Would be surprised if even MUFG had considered this, but Mizuho! Sure they want their loans paid back, but it shows mainstream J-companies venturing out into the wider world, which will encourage young job seekers in universities that the workplace is getting serious about English.

1 ( +1 / -0 )

StormRJul. 26, 2013 - 12:06PM JST

they should also include Geography lessons in that department as many times their staff have never heard of half the places we deal with.

Never thought I'd be saying this, but got to agree with StormR. Totally useless with geography.

3 ( +4 / -1 )

Good idea and I hope that the dithering MUFG follow suit, English use especially in the International Transaction section is the way forward, they should also include Geography lessons in that department as many times their staff have never heard of half the places we deal with.

2 ( +3 / -1 )

But the vast majority of their customers are Japanese.

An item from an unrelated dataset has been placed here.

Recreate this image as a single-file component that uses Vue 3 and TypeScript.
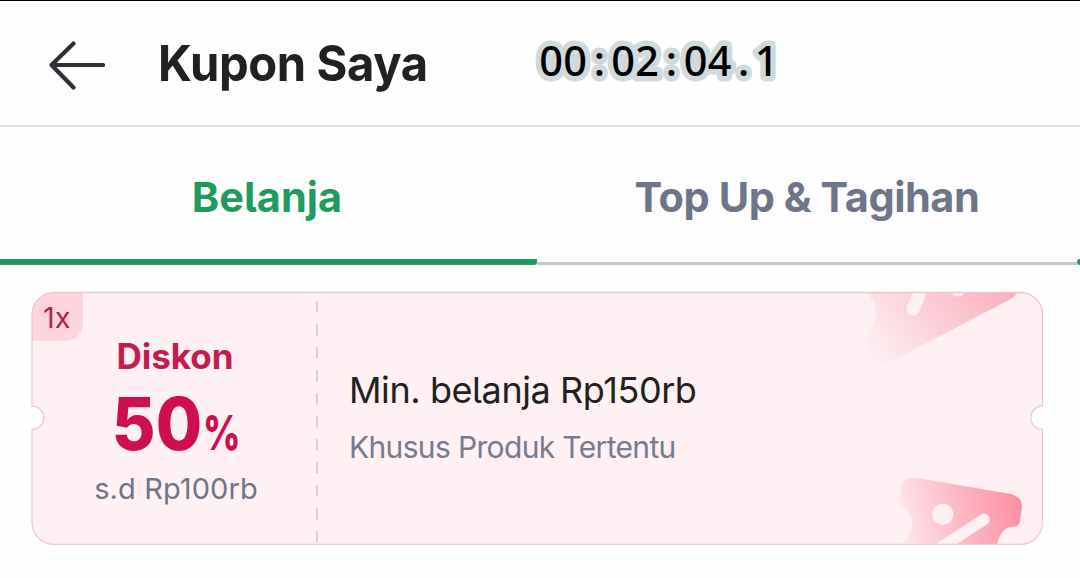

This is plain silly. Better would be to ensure those who need to speak English get the training and support they need to learn it and the incentive to use it.

2 ( +4 / -2 )

In the future we will all live in societies where the average person can speak 3,4 or 5 foreign languages because we know that the average human brain is capable of doing so. We will look back at mono lingual societies as primitive. Our education systems certainly aren't giving us the greatest opportunity but actually limiting us. There will be no international language but many international languages.

-2 ( +6 / -8 )

Their service is poor in Japanese - do they think the same service in English will make it better?

3 ( +6 / -3 )

Wow, what will the legions of oyagis do? No doubt his will be discussed at length during numerous cigarette breaks in the coming days.

1 ( +2 / -1 )

English is the language of the global economy, for better or worse. To participate internationally, companies must have a command of it.

4 ( +4 / -0 )

Hope financial transactions are fully secured and there will be no room for excuses to 'English' language for any foreseen or unforeseen losses.